Australian politician

Christine Maelisa Tonkin (born 15 March 1956) is an Australian politician, who was elected as a Labor member for Churchlands in the Western Australian Legislative Assembly at the 2021 state election. She defeated Sean L'Estrange, who had held the seat since 2013, to become the first Labor member to win the seat.

==Early life and education==
Christine Tonkin was born on 15 March 1956 in Subiaco, Western Australia, to Haydn Joseph Tonkin, an electrical draftsman, and Irene May Tonkin (née Jones). She attended Our Lady Help of Christians Primary School, in East Victoria Park, St Joachim High School, in Victoria Park, and Kent Street Senior High School, in East Victoria Park. She studied for a Bachelor of Arts at Monash University in Melbourne, a Master of Business Administration at the Queensland University of Technology, and a Graduate Diploma of Procurement Management, at Griffith University.

==Career==
Tonkin is an expert in public procurement reform, having worked in it for 25 years, including for the United Nations in places such as Denmark, Sudan, Papua New Guinea, Austria and Bangladesh.

She joined the WA Labor Party on 13 July 2015.
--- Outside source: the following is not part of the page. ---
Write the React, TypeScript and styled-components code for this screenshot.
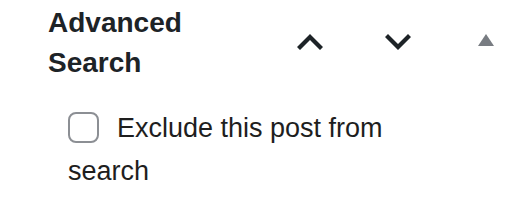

At the 2021 Western Australian state election, she was elected to the electoral district of Churchlands in the Western Australian Legislative Assembly, defeating Liberal Party member Sean L'Estrange, who had held the seat since 2013. She was the first Labor member to win this seat. Churchlands and its predecessor, Floreat (as the seat was called from its creation in 1966 until 1996) had historically been blue-ribbon Liberal territory, but was swept up in the massive Labor wave that left the Liberals with only one seat in Perth.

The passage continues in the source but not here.